Mais cette autofiction, comme beaucoup d’autres, propose une réflexion sur le métier d’écrivain, ce qui peut renvoyer à l’aspect plus symbolique de ce récit totalement halluciné : La vie physique d’un écrivain est au fond condamnée à l’immobilisme et pour combattre cette contrainte, un monde tout autre et un moi tout autre doivent être construits chaque jour. Le problème auquel j’ai été confronté ce matin-là : il me fallait trouver une alternative paisible à la terreur de la nuit dernière. Et pourtant le demi-monde de la vie de l’écrivain encourage l’idée que le drame et la douleur et la défaite sont bons pour l’art : si c’était le jour nous en faisions la nuit, si c’était l’amour nous le transformions en haine, la sérénité devenait chaos, la gentillesse devenait vice, Dieu, le diable, notre propre fille, une putain. J’avais été démesurément récompensé pour ma contribution à ce processus et le mensonge de ma vie d’écrivain – une sphère close de la conscience, un lieu suspendu, hors du temps, où les contre-vérités se répandaient sur la blancheur de l’écran vide – s’infiltrait souvent dans cette partie de moi-même tangible et vivante. Au-delà du sujet de dissertation bateau (« La souffrance est-elle la condition nécessaire à la création artistique ? »), le récit serait donc une manière de retracer la porosité des mondes de l’écrivain, l’interpénétration de ses différents Moi. Ainsi voit-on, au cours de l’histoire, le Patrick Bateman d’American Psycho refaire surface dans la vie « réelle » de son auteur, ce dernier racontant d’ailleurs comment, au moment de l’écriture, il s’était senti « habité » par ce personnage, comme s’il avait écrit sous la dictée – mais doit-on le croire ? Non : De plus, Patrick Bateman était un narrateur notoirement indigne de confiance et si vous aviez réellement lu le livre, vous en veniez à douter que ces crimes aient été commis. Il y avait des indices insistants qu’ils n’existaient que dans l’esprit de Bateman. On aurait donc mal lu American Psycho, alors comment bien lire Lunar Park ?

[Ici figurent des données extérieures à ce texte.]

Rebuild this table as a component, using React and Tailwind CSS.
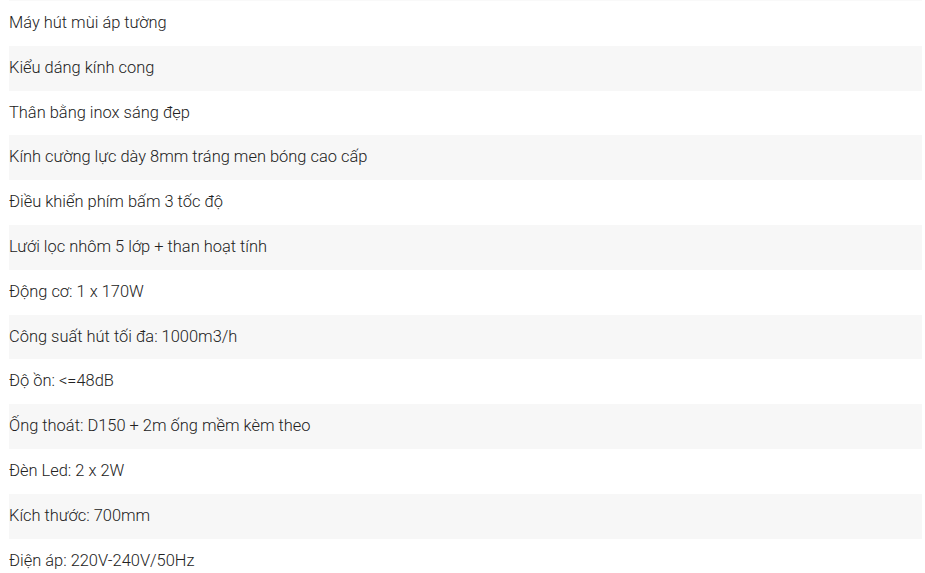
const specs = [
  "Máy hút mùi áp tường",
  "Kiểu dáng kính cong",
  "Thân bằng inox sáng đẹp",
  "Kính cường lực dày 8mm tráng men bóng cao cấp",
  "Điều khiển phím bấm 3 tốc độ",
  "Lưới lọc nhôm 5 lớp + than hoạt tính",
  "Động cơ: 1 x 170W",
  "Công suất hút tối đa: 1000m3/h",
  "Độ ồn: <=48dB",
  "Ống thoát: D150 + 2m ống mềm kèm theo",
  "Đèn Led: 2 x 2W",
  "Kích thước: 700mm",
  "Điện áp: 220V-240V/50Hz",
];

export default function App() {
  return (
    <div className="min-h-[573px] bg-white pl-[9px] pr-[3px] font-['Roboto',sans-serif] text-[16.45px] font-light text-[#222]">
      <div className="h-px bg-[#f9f9f9]" />
      <ul>
        {specs.map((s, i) => (
          <li
            key={i}
            className={`flex h-[44.8px] items-center ${i % 2 === 1 ? "bg-[#f7f7f7]" : "bg-white"}`}
          >
            {s}
          </li>
        ))}
      </ul>
    </div>
  );
}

C’est peut-être du pouvoir démiurgique de l’auteur qu’il est question, de sa capacité à créer des mondes, à les rendre réels par sa seule volonté. C’est sa foi qui fait exister et son seul regard suffit à modifier le monde qu’il observe et à nous convaincre de la réalité de ce monde… et je crois que c’est bien là le point faible de cette œuvre. Ce même genre de problématique a été abordé, de manière plus intéressante, comique, accessible par exemple, dans les ouvrages de Terry Pratchett, et surtout chez Neil Gaiman ( je pense en particulier à American Gods) avec le terrible constat du désenchantement du monde. Que deviennent les Dieux quand il n’y a plus personne pour croire en eux ? Bret Easton Ellis se prendra-t-il toujours pour un grand auteur tant qu’il y aura des gens (des fans-atiques ?) pour le lire ?
On a peut-être mal lu American Psycho mais, au moins, il subsistait une ambiguité sur le personnage alors que la personne, Bret Easton Ellis, ne permet pas cette ambiguité et ne laisse aucune place au doute, ou si peu. Si Bret Easton Ellis est un Dieu, nous avons peut être besoin des paravents de ses petits Jésus. Dieu n'a pas d'histoire.